◆ **Work instructions**:
Quote all of the data exactly as given. Skip every picture it contains.

══ Raw data ══

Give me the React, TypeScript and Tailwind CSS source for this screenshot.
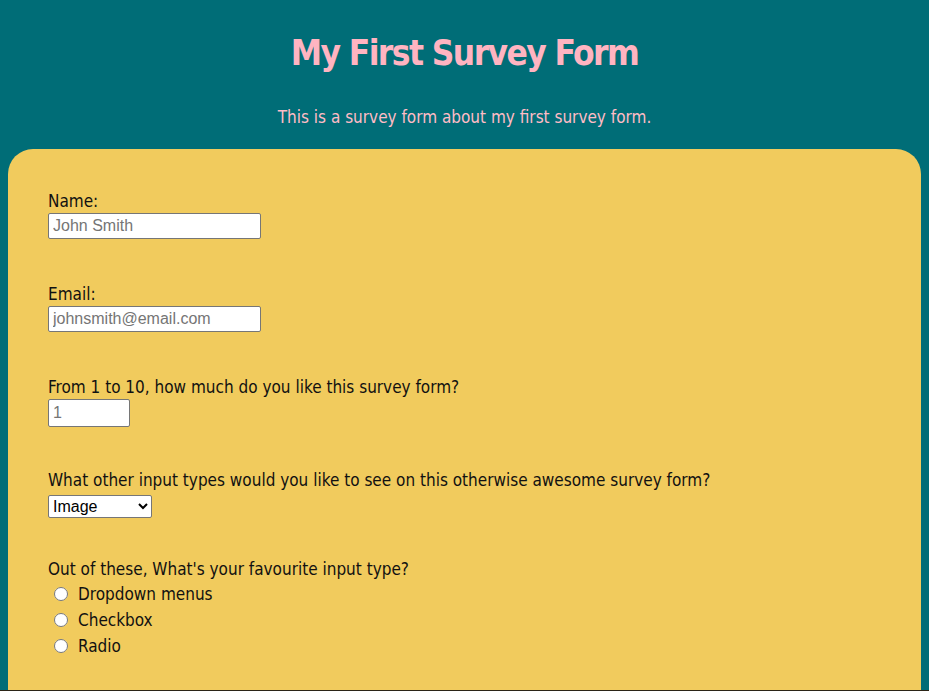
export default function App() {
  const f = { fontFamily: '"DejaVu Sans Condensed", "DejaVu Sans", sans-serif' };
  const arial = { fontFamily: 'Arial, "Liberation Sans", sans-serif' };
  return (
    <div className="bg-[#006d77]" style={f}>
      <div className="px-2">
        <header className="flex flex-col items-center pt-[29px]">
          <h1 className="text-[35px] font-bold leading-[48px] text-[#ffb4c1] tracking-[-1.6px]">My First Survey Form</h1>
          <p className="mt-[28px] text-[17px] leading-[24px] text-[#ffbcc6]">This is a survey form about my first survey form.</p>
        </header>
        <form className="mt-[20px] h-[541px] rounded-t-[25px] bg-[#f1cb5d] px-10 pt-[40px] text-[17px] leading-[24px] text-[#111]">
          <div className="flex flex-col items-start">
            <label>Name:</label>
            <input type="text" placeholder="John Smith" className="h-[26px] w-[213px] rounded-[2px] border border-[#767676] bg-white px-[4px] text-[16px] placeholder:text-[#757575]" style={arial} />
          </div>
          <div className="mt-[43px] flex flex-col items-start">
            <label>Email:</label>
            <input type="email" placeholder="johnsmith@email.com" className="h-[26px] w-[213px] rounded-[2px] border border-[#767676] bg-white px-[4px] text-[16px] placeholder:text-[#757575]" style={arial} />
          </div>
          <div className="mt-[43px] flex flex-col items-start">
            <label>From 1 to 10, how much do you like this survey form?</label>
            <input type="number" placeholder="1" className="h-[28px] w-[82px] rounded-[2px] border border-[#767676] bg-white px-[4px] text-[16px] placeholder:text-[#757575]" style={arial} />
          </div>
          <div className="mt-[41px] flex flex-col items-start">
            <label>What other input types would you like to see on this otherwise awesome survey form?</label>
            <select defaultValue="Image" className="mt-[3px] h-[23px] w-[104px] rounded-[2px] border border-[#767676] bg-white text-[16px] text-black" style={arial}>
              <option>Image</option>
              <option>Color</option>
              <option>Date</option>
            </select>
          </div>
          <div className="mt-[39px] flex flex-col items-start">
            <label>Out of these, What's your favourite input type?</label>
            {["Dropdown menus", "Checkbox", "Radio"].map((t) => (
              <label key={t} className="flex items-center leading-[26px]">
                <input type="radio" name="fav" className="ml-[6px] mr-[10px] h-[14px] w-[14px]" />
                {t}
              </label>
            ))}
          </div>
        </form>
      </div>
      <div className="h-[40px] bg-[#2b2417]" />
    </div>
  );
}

═══

◆ **The answer**:
Give me the React, TypeScript and Tailwind CSS source for this screenshot.
export default function App() {
  const f = { fontFamily: '"DejaVu Sans Condensed", "DejaVu Sans", sans-serif' };
  const arial = { fontFamily: 'Arial, "Liberation Sans", sans-serif' };
  return (
    <div className="bg-[#006d77]" style={f}>
      <div className="px-2">
        <header className="flex flex-col items-center pt-[29px]">
          <h1 className="text-[35px] font-bold leading-[48px] text-[#ffb4c1] tracking-[-1.6px]">My First Survey Form</h1>
          <p className="mt-[28px] text-[17px] leading-[24px] text-[#ffbcc6]">This is a survey form about my first survey form.</p>
        </header>
        <form className="mt-[20px] h-[541px] rounded-t-[25px] bg-[#f1cb5d] px-10 pt-[40px] text-[17px] leading-[24px] text-[#111]">
          <div className="flex flex-col items-start">
            <label>Name:</label>
            <input type="text" placeholder="John Smith" className="h-[26px] w-[213px] rounded-[2px] border border-[#767676] bg-white px-[4px] text-[16px] placeholder:text-[#757575]" style={arial} />
          </div>
          <div className="mt-[43px] flex flex-col items-start">
            <label>Email:</label>
            <input type="email" placeholder="johnsmith@email.com" className="h-[26px] w-[213px] rounded-[2px] border border-[#767676] bg-white px-[4px] text-[16px] placeholder:text-[#757575]" style={arial} />
          </div>
          <div className="mt-[43px] flex flex-col items-start">
            <label>From 1 to 10, how much do you like this survey form?</label>
            <input type="number" placeholder="1" className="h-[28px] w-[82px] rounded-[2px] border border-[#767676] bg-white px-[4px] text-[16px] placeholder:text-[#757575]" style={arial} />
          </div>
          <div className="mt-[41px] flex flex-col items-start">
            <label>What other input types would you like to see on this otherwise awesome survey form?</label>
            <select defaultValue="Image" className="mt-[3px] h-[23px] w-[104px] rounded-[2px] border border-[#767676] bg-white text-[16px] text-black" style={arial}>
              <option>Image</option>
              <option>Color</option>
              <option>Date</option>
            </select>
          </div>
          <div className="mt-[39px] flex flex-col items-start">
            <label>Out of these, What's your favourite input type?</label>
            {["Dropdown menus", "Checkbox", "Radio"].map((t) => (
              <label key={t} className="flex items-center leading-[26px]">
                <input type="radio" name="fav" className="ml-[6px] mr-[10px] h-[14px] w-[14px]" />
                {t}
              </label>
            ))}
          </div>
        </form>
      </div>
      <div className="h-[40px] bg-[#2b2417]" />
    </div>
  );
}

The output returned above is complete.